Verschiedene Anträge wollten die Formulierung von Bundesrat und Kommissionsmehrheit
entweder eingrenzen oder ausweiten. FDP, SVP, Liberale und Freiheitspartei wollten
zusätzlich eine glaubhafte Darlegung der Gewissensgründe "unter Berufung auf
ethische Grundwerte". Dieser Antrag unterlag mit 91 gegen 69 Stimmen. Der Vorschlag
von Bundesrat und Kommission setzte sich auch gegenüber Anträgen von Gross (S, ZH) und
Baumann (G, BE) in Richtung freier Wahl zwischen Militär- und Zivildienst durch. Weitere
umstrittene Punkte, in denen sich die Linie von Bundesrat und Kommissionsmehrheit
durchsetzte, waren die Dauer des Zivildienstes und die Ausgestaltung des
Zulassungsverfahrens. Die Möglichkeit von Auslandeinsätzen wurde eingeschränkt: sie
sollen nur ausnahmsweise zulässig sein. Ergänzend aufgenommen wurde eine Bestimmung,
nach welcher zivildienstpflichtige Personen in ausserordentlichen Lagen in gleicher Weise
zu weiteren Einsätzen aufgeboten werden wie Militärdienstleistende. In der
Gesamtabstimmung lautete das Ergebnis 118 für und 17 Stimmen gegen das neue Gesetz.
Auch im Ständerat wurde die Vorlage wohlwollend
aufgenommen und in der Gesamtabstimmung ohne Gegenstimme verabschiedet. Die
Sicherheitspolitische Kommission wollte in einem entscheidenen Punkt von der Fassung von
Bundesrat und Nationalrat abweichen. Sie schlug vor, lediglich "ethische oder
religiöse" Gewissensgründe zuzulassen.
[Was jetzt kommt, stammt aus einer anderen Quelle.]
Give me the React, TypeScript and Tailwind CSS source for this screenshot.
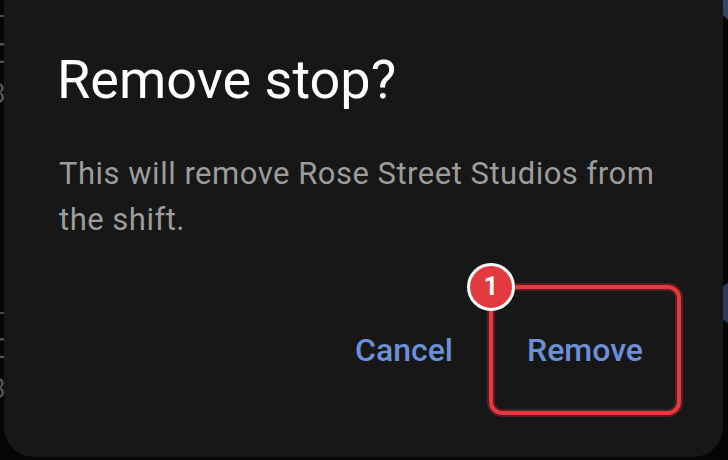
import React from "react";

const App = () => {
  return (
    <div className="relative w-[728px] h-[460px] overflow-hidden bg-[#050505] font-['Roboto',sans-serif]">
      {/* contenido detras del dialogo */}
      <div className="absolute left-0 top-[15px] w-[6px] h-[2px] bg-[#4a4a4a]" />
      <span className="absolute left-[-8px] top-[40px] text-[28px] leading-none text-[#555]">C</span>
      <span className="absolute left-[-10px] top-[80px] text-[28px] leading-none text-[#555]">3</span>
      <span className="absolute left-[-8px] top-[240px] text-[28px] leading-none text-[#555]">!</span>
      <div className="absolute left-0 top-[312px] w-[6px] h-[2px] bg-[#4a4a4a]" />
      <span className="absolute left-[-8px] top-[335px] text-[28px] leading-none text-[#555]">C</span>
      <span className="absolute left-[-10px] top-[375px] text-[28px] leading-none text-[#555]">3</span>
      <div className="absolute left-[716px] top-[-30px] size-[54px] rounded-full bg-[#34456a]" />
      <div className="absolute left-[716px] top-[280px] size-[46px] rounded-full bg-[#2c3b5c]" />

      {/* dialogo */}
      <div className="relative ml-[4px] mt-[-30px] w-[719px] h-[487px] rounded-[30px] bg-[#171717] pl-[53px] pt-[78px] flex flex-col">
        <h2 className="text-[54px] leading-[64px] text-white">Remove stop?</h2>
        <p className="mt-[39px] pl-[2px] pr-[40px] text-[31px] leading-[46px] tracking-[0.5px] text-[#9c9c9c]">
          This will remove Rose Street Studios from the shift.
        </p>

        <div className="mt-auto mb-[42px] flex items-center justify-end gap-[36px] pr-[42px]">
          <button className="text-[32px] font-medium text-[#6c90d8]">Cancel</button>
          <div className="relative">
            <button className="w-[192px] h-[130px] rounded-[13px] border-[4px] border-[#e23a40] shadow-[0_0_0_2px_#5a1c1f,inset_0_0_0_2px_#5a1c1f] text-[32px] font-medium text-[#6c90d8]">
              Remove
            </button>
            <div className="absolute left-[-22px] top-[-22px] size-[48px] rounded-full border-[3px] border-white bg-[#e23a40] flex items-center justify-center text-[25px] font-bold text-white">
              1
            </div>
          </div>
        </div>
      </div>
    </div>
  );
};

export default App;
Für Loretan (R, AG) war klar, dass
sogenannt politsche Verweigerer im Zivildienst nichts zu suchen hätten. Anderer Meinung
war unter anderem Rhinow (R, BL): "Die versuchte Ausklammerung politischer Motive
wäre sogar verheerend, denn sie würde Politik als solche von der Ethik abkoppeln, als
unethisches Unterfangen disqualifizieren." Mit 31 gegen 5 Stimmen lehnte der Rat den
Antrag seiner Kommission ab. Bei den anderen Anträgen folgte er jedoch der Kommission. So
wurde z.B. im Unterschied zum Nationalrat beschlossen, dass sich die Gesuchsteller in
jedem Fall einer persönlichen Anhörung durch die Zulassungskommission zu unterziehen
haben.
Diese Frage war in der Differenzbereinigung am
umstrittensten. Der Nationalrat wollte dem Ständerat zuerst nicht folgen, gab aber nach
dem Beharren der kleinen Kammer nach.